__TASK OBJECTIVE__: In the entries below, find every line holding the string "screenshot" and collect it.

****************************************

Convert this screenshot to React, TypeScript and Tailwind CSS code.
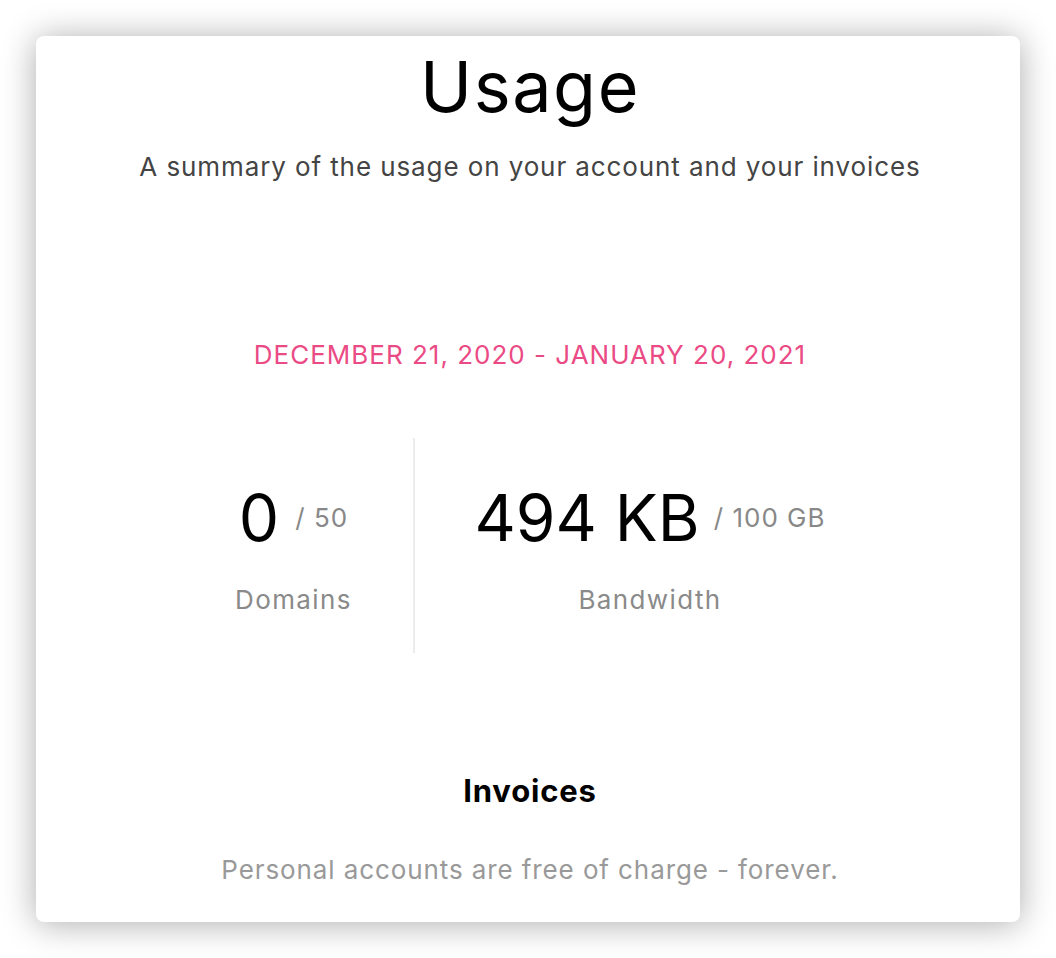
import React from "react";

export default function App() {
  const font = { fontFamily: "Inter, 'Noto Sans', sans-serif" };
  return (
    <div className="min-h-[958px] w-[1056px] bg-white p-[36px]" style={font}>
      <div className="flex h-[886px] w-[984px] flex-col items-center rounded-lg bg-white pt-[16px] pl-[4px] shadow-[0_2px_34px_rgba(0,0,0,0.33)]">
        <h1 className="text-[70px] leading-none font-normal tracking-[1.6px] text-black">Usage</h1>
        <p className="mt-[25px] text-[26px] leading-[39px] tracking-[0.9px] text-[#444]">
          A summary of the usage on your account and your invoices
        </p>
        <p className="mt-[149px] text-[26px] leading-[39px] tracking-[1px] text-[#eb4b85]">
          DECEMBER 21, 2020 - JANUARY 20, 2021
        </p>
        <div className="mt-[64px] flex">
          <div className="flex w-[238px] flex-col items-center pt-[48px] pb-[34px]">
            <div className="flex items-center">
              <span className="text-[64px] leading-none text-black">0</span>
              <span className="ml-[16px] text-[26px] leading-none tracking-[1px] text-[#888]">/ 50</span>
            </div>
            <span className="mt-[30px] text-[26px] leading-[39px] tracking-[1.4px] text-[#8a8a8a]">Domains</span>
          </div>
          <div className="flex w-[473px] flex-col items-center border-l-2 border-[#ececec] pt-[48px] pb-[34px]">
            <div className="flex items-center">
              <span className="text-[64px] leading-none text-black">494 KB</span>
              <span className="ml-[14px] text-[26px] leading-none tracking-[1px] text-[#888]">/ 100 GB</span>
            </div>
            <span className="mt-[30px] text-[26px] leading-[39px] tracking-[1.4px] text-[#8a8a8a]">Bandwidth</span>
          </div>
        </div>
        <h2 className="mt-[115px] text-[31px] leading-[45px] font-bold tracking-[0.8px] text-black">Invoices</h2>
        <p className="mt-[37px] text-[26px] leading-[39px] tracking-[0.9px] text-[#999]">
          Personal accounts are free of charge - forever.
        </p>
      </div>
    </div>
  );
}
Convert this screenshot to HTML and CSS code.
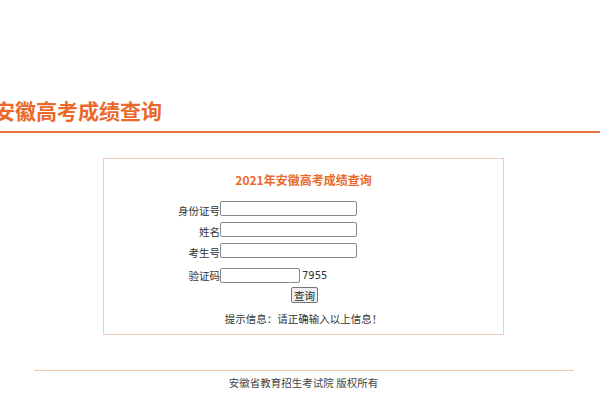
FILE: index.html
```html
<!DOCTYPE html>
<html lang="zh-CN">
<head>
<meta charset="utf-8">
<title>安徽高考成绩查询</title>
<link rel="stylesheet" href="styles.css">
</head>
<body>
<div class="header">
  <h1 class="site-title">安徽高考成绩查询</h1>
</div>
<div class="wrap">
  <div class="query-box">
    <h2 class="query-title">2021年安徽高考成绩查询</h2>
    <div class="form">
      <label class="lbl">身份证号</label>
      <div class="field"><input class="txt" type="text"></div>
      <label class="lbl">姓名</label>
      <div class="field"><input class="txt" type="text"></div>
      <label class="lbl">考生号</label>
      <div class="field"><input class="txt" type="text"></div>
      <label class="lbl lbl-code">验证码</label>
      <div class="field field-code"><input class="txt txt-code" type="text"><span class="code">7955</span></div>
    </div>
    <div class="actions"><button class="btn" type="button">查询</button></div>
    <p class="tips">提示信息：请正确输入以上信息！</p>
  </div>
  <div class="footer">
    <p class="copyright">安徽省教育招生考试院 版权所有</p>
  </div>
</div>
</body>
</html>
```

FILE: styles.css
```css
html, body {
  margin: 0;
  padding: 0;
  background: #ffffff;
  overflow: hidden;
}
body {
  width: 600px;
  font-family: "Noto Sans CJK SC", "Noto Sans", sans-serif;
  color: #333333;
  font-size: 10.5px;
}
.header {
  padding-top: 93px;
  padding-bottom: 4px;
  border-bottom: 2px solid #e8733a;
}
.site-title {
  margin: 0 0 0 -6px;
  font-size: 21px;
  line-height: 34px;
  font-weight: bold;
  color: #e96a2c;
}
.wrap {
  padding-left: 7px;
}
.query-box {
  width: 399px;
  margin: 25px auto 0;
  border: 1px solid #f0cdb8;
  padding: 13px 0 8px;
}
.query-title {
  margin: 0;
  text-align: center;
  font-size: 12px;
  line-height: 16px;
  font-weight: bold;
  color: #e96a2c;
}
.form {
  margin-top: 13px;
  display: grid;
  grid-template-columns: 116px 1fr;
  row-gap: 6px;
  align-items: end;
}
.lbl {
  text-align: right;
  line-height: 14px;
  margin-bottom: -2px;
  color: #333333;
}
.lbl-code {
  margin-top: 4px;
  margin-bottom: 0;
}
.field {
  display: flex;
  align-items: center;
}
.field-code {
  margin-top: 4px;
}
.txt {
  box-sizing: border-box;
  width: 137px;
  height: 15px;
  margin: 0;
  padding: 0 2px;
  border: 1px solid #8a8a8a;
  border-radius: 2px;
  background: #ffffff;
  font-size: 10px;
}
.txt-code {
  width: 80px;
}
.code {
  margin-left: 2px;
  font-family: "DejaVu Sans", sans-serif;
  font-size: 10px;
  line-height: 14px;
  color: #333333;
}
.actions {
  display: flex;
  justify-content: center;
  margin-top: 4px;
  padding-left: 2px;
}
.btn {
  box-sizing: border-box;
  height: 16px;
  padding: 0 2px;
  margin: 0;
  border: 1px solid #767676;
  border-radius: 2px;
  background: #efefef;
  font-family: "Noto Sans CJK SC", sans-serif;
  font-size: 10.5px;
  line-height: 13px;
  color: #222222;
}
.tips {
  margin: 9px 0 0;
  text-align: center;
  line-height: 14px;
  color: #333333;
}
.footer {
  width: 540px;
  margin: 35px auto 0;
  border-top: 1px solid #f1c7ab;
  padding-top: 5px;
}
.copyright {
  margin: 0;
  text-align: center;
  line-height: 14px;
  color: #444444;
}
```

****************************************

__RESPONSE TO THE TASK__:
Convert this screenshot to React, TypeScript and Tailwind CSS code.
Convert this screenshot to HTML and CSS code.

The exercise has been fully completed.